Dragon boat racing originated in China more than 2000 years ago. On the ﬁfth day of the ﬁfth lunar month, a Chinese poet-philosopher named Qu Yuan drowned himself in the Mei Lo River to protest the corrupt regime of a Chou emperor. Hundreds of local ﬁshermen raced out in their boats but failed to save him. They beat the water with their paddles and threw rice dumplings wrapped in silk into the river to stop his body from being devoured by ﬁsh. This became an annual dragonboat celebration to produce rain to secure a good harvest.
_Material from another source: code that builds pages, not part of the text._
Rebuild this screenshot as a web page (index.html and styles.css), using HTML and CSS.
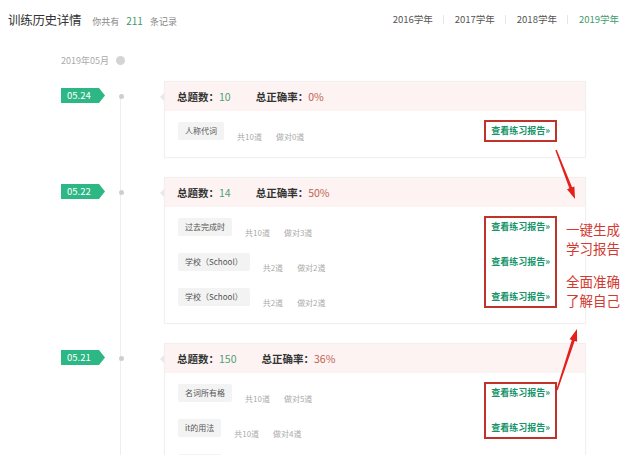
FILE: index.html
```html
<!DOCTYPE html>
<html lang="zh-CN">
<head>
<meta charset="utf-8">
<title>训练历史详情</title>
<link rel="stylesheet" href="styles.css">
</head>
<body>
<div class="page">
  <header class="top">
    <div class="title-group">
      <h1 class="title">训练历史详情</h1>
      <span class="meta">你共有<b class="total">211</b>条记录</span>
    </div>
    <nav class="years">
      <a class="year">2016学年</a>
      <a class="year">2017学年</a>
      <a class="year">2018学年</a>
      <a class="year active">2019学年</a>
    </nav>
  </header>

  <section class="timeline">
    <div class="month">
      <span class="month-label">2019年05月</span>
      <span class="month-dot"></span>
    </div>

    <div class="entry">
      <div class="date"><span class="badge">05.24</span></div>
      <div class="node"><span class="dot"></span></div>
      <div class="card">
        <div class="card-head">
          <span class="stat">总题数：<em class="num">10</em></span>
          <span class="stat">总正确率：<em class="rate">0%</em></span>
        </div>
        <div class="card-body">
          <div class="rows">
            <div class="row"><span class="tag">人称代词</span><span class="count">共10道</span><span class="count">做对0道</span></div>
          </div>
          <div class="links">
            <a class="link">查看练习报告»</a>
          </div>
        </div>
      </div>
    </div>

    <div class="entry">
      <div class="date"><span class="badge">05.22</span></div>
      <div class="node"><span class="dot"></span></div>
      <div class="card">
        <div class="card-head">
          <span class="stat">总题数：<em class="num">14</em></span>
          <span class="stat">总正确率：<em class="rate">50%</em></span>
        </div>
        <div class="card-body">
          <div class="rows">
            <div class="row"><span class="tag">过去完成时</span><span class="count">共10道</span><span class="count">做对3道</span></div>
            <div class="row"><span class="tag">学校（School）</span><span class="count">共2道</span><span class="count">做对2道</span></div>
            <div class="row"><span class="tag">学校（School）</span><span class="count">共2道</span><span class="count">做对2道</span></div>
          </div>
          <div class="links">
            <a class="link">查看练习报告»</a>
            <a class="link">查看练习报告»</a>
            <a class="link">查看练习报告»</a>
          </div>
        </div>
      </div>
    </div>

    <div class="entry">
      <div class="date"><span class="badge">05.21</span></div>
      <div class="node"><span class="dot"></span></div>
      <div class="card">
        <div class="card-head">
          <span class="stat">总题数：<em class="num">150</em></span>
          <span class="stat">总正确率：<em class="rate">36%</em></span>
        </div>
        <div class="card-body">
          <div class="rows">
            <div class="row"><span class="tag">名词所有格</span><span class="count">共10道</span><span class="count">做对5道</span></div>
            <div class="row"><span class="tag">it的用法</span><span class="count">共10道</span><span class="count">做对4道</span></div>
            <div class="row"><span class="tag tag-empty"></span></div>
          </div>
          <div class="links">
            <a class="link">查看练习报告»</a>
            <a class="link">查看练习报告»</a>
          </div>
        </div>
      </div>
    </div>
  </section>

  <div class="note">
    <p class="note-line">一键生成</p>
    <p class="note-line">学习报告</p>
    <p class="note-line note-gap">全面准确</p>
    <p class="note-line">了解自己</p>
  </div>

  <svg class="arrows" width="640" height="455" viewBox="0 0 640 455" aria-hidden="true">
    <polygon fill="#e3211c" points="556.7,149.7 572.1,187.3 574.4,186.4 575,199 567.0,189.2 569.3,188.3 555.3,150.3"/>
    <polygon fill="#e3211c" points="557.7,390.2 574.7,340.9 577.1,341.7 577,329 569.5,339.2 571.8,339.9 556.3,389.8"/>
  </svg>
</div>
</body>
</html>
```

FILE: styles.css
```css
* { box-sizing: border-box; }

html, body {
  margin: 0;
  padding: 0;
  background: #fff;
}

body {
  font-family: "Noto Sans CJK SC", "Noto Sans", "Liberation Sans", sans-serif;
  color: #333;
}

.page {
  position: relative;
  width: 640px;
  height: 455px;
  overflow: hidden;
}

/* header */
.top {
  height: 42px;
  display: flex;
  align-items: center;
  justify-content: space-between;
  padding: 0 21px 4px 8px;
}

.title-group {
  display: flex;
  align-items: baseline;
  gap: 11px;
}

.title {
  margin: 0;
  font-size: 12.5px;
  font-weight: normal;
  color: #333;
  letter-spacing: -0.3px;
}

.meta {
  font-size: 9px;
  color: #888;
}

.total {
  font-weight: normal;
  color: #3a9a6a;
  font-size: 10px;
  margin: 0 7px;
}

.years {
  display: flex;
  align-items: center;
}

.year {
  font-size: 9.5px;
  line-height: 9px;
  color: #555;
  padding: 0 10.5px;
}

.year + .year {
  border-left: 1px solid #e6e6e6;
}

.year:last-child { padding-right: 0; }

.year.active { color: #3f9a6e; }

/* timeline */
.timeline {
  padding-top: 10px;
  background: linear-gradient(#eeeeee, #eeeeee) no-repeat 120px 52px / 1px 100%;
}

.month {
  height: 16px;
  display: flex;
  align-items: center;
  padding-left: 61px;
  gap: 6px;
}

.month-label {
  font-size: 9px;
  color: #aaa;
  width: 49px;
}

.month-dot {
  width: 9px;
  height: 9px;
  border-radius: 50%;
  background: #d4d4d4;
}

.entry {
  display: grid;
  grid-template-columns: 106px 58px 422px;
  align-items: start;
  margin-top: 19px;
}

.month + .entry { margin-top: 13px; }

.date {
  display: flex;
  justify-content: flex-end;
  padding-top: 7px;
}

.badge {
  width: 44px;
  height: 15px;
  margin-right: 1px;
  background: #2cb784;
  color: #fff;
  font-size: 9.5px;
  line-height: 15px;
  padding-left: 6px;
  clip-path: polygon(0 0, calc(100% - 6px) 0, 100% 50%, calc(100% - 6px) 100%, 0 100%);
}

.node {
  padding: 13px 0 0 13px;
}

.dot {
  display: block;
  width: 5px;
  height: 5px;
  border-radius: 50%;
  background: #cfcfcf;
}

/* card */
.card {
  border: 1px solid #f1efef;
  background: #fff;
  box-shadow: 0 0 2px rgba(0, 0, 0, 0.03);
}

.card-head {
  position: relative;
  height: 29px;
  display: flex;
  align-items: center;
  gap: 25px;
  padding-left: 12px;
  background: #fdf3f2;
}

.card-head::before {
  content: "";
  position: absolute;
  left: -5px;
  top: 50%;
  margin-top: -4px;
  border-style: solid;
  border-width: 4px 4px 4px 0;
  border-color: transparent #e9e7e7 transparent transparent;
}

.stat {
  font-size: 10.5px;
  font-weight: bold;
  color: #333;
}

.num, .rate {
  font-style: normal;
  font-weight: normal;
  font-size: 10.5px;
}

.num { color: #4e9f76; }
.rate { color: #c0604f; }

.card-body {
  display: flex;
  align-items: flex-start;
  justify-content: space-between;
  padding: 11px 28px 15px 13px;
}

.rows {
  display: flex;
  flex-direction: column;
  gap: 17px;
}

.row {
  display: flex;
  align-items: center;
  height: 18px;
}

.tag {
  height: 18px;
  line-height: 18px;
  padding: 0 7px;
  font-size: 8px;
  color: #555;
  background: #f3f3f3;
  border-radius: 2px;
}

.tag-empty { width: 44px; }

.count {
  font-size: 8px;
  color: #aaa;
  margin-left: 13px;
  padding-top: 10px;
}

.count + .count { margin-left: 14px; }

.links {
  display: flex;
  flex-direction: column;
  gap: 17px;
  margin-top: -2px;
  border: 2px solid #c0332b;
  padding: 0 5px;
}

.link {
  height: 18px;
  line-height: 18px;
  font-size: 9px;
  font-weight: bold;
  color: #17956a;
}

/* annotations */
.note {
  position: absolute;
  left: 566px;
  top: 220px;
  color: #d23a31;
  font-size: 13.5px;
  line-height: 19px;
}

.note-line { margin: 0; }

.note-gap { margin-top: 14px; }

.arrows {
  position: absolute;
  left: 0;
  top: 0;
  pointer-events: none;
}
```
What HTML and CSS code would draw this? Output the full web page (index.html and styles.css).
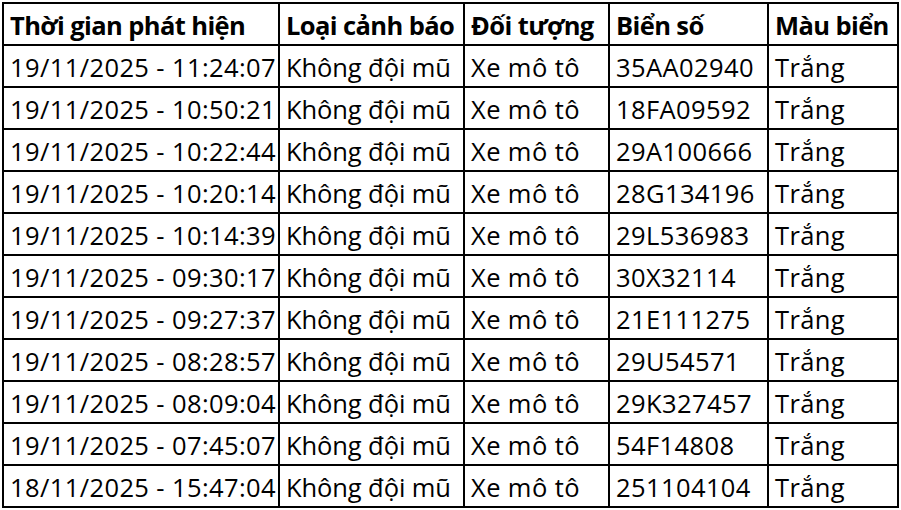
FILE: index.html
```html
<!DOCTYPE html>
<html lang="vi">
<head>
<meta charset="utf-8">
<link rel="stylesheet" href="styles.css">
</head>
<body>
<div class="sheet">
  <div class="cell head">Thời gian phát hiện</div>
  <div class="cell head">Loại cảnh báo</div>
  <div class="cell head">Đối tượng</div>
  <div class="cell head">Biển số</div>
  <div class="cell head">Màu biển</div>

  <div class="cell">19/11/2025 - 11:24:07</div><div class="cell">Không đội mũ</div><div class="cell">Xe mô tô</div><div class="cell">35AA02940</div><div class="cell">Trắng</div>
  <div class="cell">19/11/2025 - 10:50:21</div><div class="cell">Không đội mũ</div><div class="cell">Xe mô tô</div><div class="cell">18FA09592</div><div class="cell">Trắng</div>
  <div class="cell">19/11/2025 - 10:22:44</div><div class="cell">Không đội mũ</div><div class="cell">Xe mô tô</div><div class="cell">29A100666</div><div class="cell">Trắng</div>
  <div class="cell">19/11/2025 - 10:20:14</div><div class="cell">Không đội mũ</div><div class="cell">Xe mô tô</div><div class="cell">28G134196</div><div class="cell">Trắng</div>
  <div class="cell">19/11/2025 - 10:14:39</div><div class="cell">Không đội mũ</div><div class="cell">Xe mô tô</div><div class="cell">29L536983</div><div class="cell">Trắng</div>
  <div class="cell">19/11/2025 - 09:30:17</div><div class="cell">Không đội mũ</div><div class="cell">Xe mô tô</div><div class="cell">30X32114</div><div class="cell">Trắng</div>
  <div class="cell">19/11/2025 - 09:27:37</div><div class="cell">Không đội mũ</div><div class="cell">Xe mô tô</div><div class="cell">21E111275</div><div class="cell">Trắng</div>
  <div class="cell">19/11/2025 - 08:28:57</div><div class="cell">Không đội mũ</div><div class="cell">Xe mô tô</div><div class="cell">29U54571</div><div class="cell">Trắng</div>
  <div class="cell">19/11/2025 - 08:09:04</div><div class="cell">Không đội mũ</div><div class="cell">Xe mô tô</div><div class="cell">29K327457</div><div class="cell">Trắng</div>
  <div class="cell">19/11/2025 - 07:45:07</div><div class="cell">Không đội mũ</div><div class="cell">Xe mô tô</div><div class="cell">54F14808</div><div class="cell">Trắng</div>
  <div class="cell">18/11/2025 - 15:47:04</div><div class="cell">Không đội mũ</div><div class="cell">Xe mô tô</div><div class="cell">251104104</div><div class="cell">Trắng</div>
</div>
</body>
</html>
```
FILE: styles.css
```css
html, body {
  margin: 0;
  padding: 0;
  background: #ffffff;
}
body {
  padding: 2px 0 0 2px;
  font-family: "Open Sans", "Noto Sans", sans-serif;
  color: #000000;
}
.sheet {
  display: grid;
  grid-template-columns: 274px 183px 143px 157px 128px;
  grid-auto-rows: 40px;
  gap: 2px;
  padding: 2px;
  background: #000000;
  width: max-content;
}
.cell {
  background: #ffffff;
  display: flex;
  align-items: flex-end;
  padding: 0 0 4px 6px;
  font-size: 25.5px;
  line-height: 30px;
  white-space: nowrap;
  overflow: visible;
  letter-spacing: 0.4px;
}
.head {
  font-weight: 700;
  letter-spacing: -0.6px;
}
.cell:nth-child(5n+2):not(.head) {
  letter-spacing: -0.1px;
}
```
Dragon boats can now be found in more than 30 countries around the world and the festivals combine the athleticism with the ancient traditions. A standard dragon boat team consists of 22 people: a drummer beating time, 20 paddlers seated two abreast and a steersperson guiding a boat. The paddlers work together, stroking in time, moving toward the ﬁnish line, while the steersperson keeps the boat on a straight course. Ceremonial dragon boats in China may have as many as 60, 70, or even more paddlers and traditionally the paddlers stand up while racing adding to the spectacle.
A standard dragon boat race is 500 metres and takes the top crews just under 2 minutes. Other standard races can be as short as 200m and as long as 1000m with one historic race in China being 78km down the Yangtzee River.
Some of the original rituals are still practiced today like the “Awakening of the Dragon” by dotting the eyes of the dragon head on each boat. This ceremony is conducted to cleanse and bless the area of competition, the spectators, the competitors, and their boats.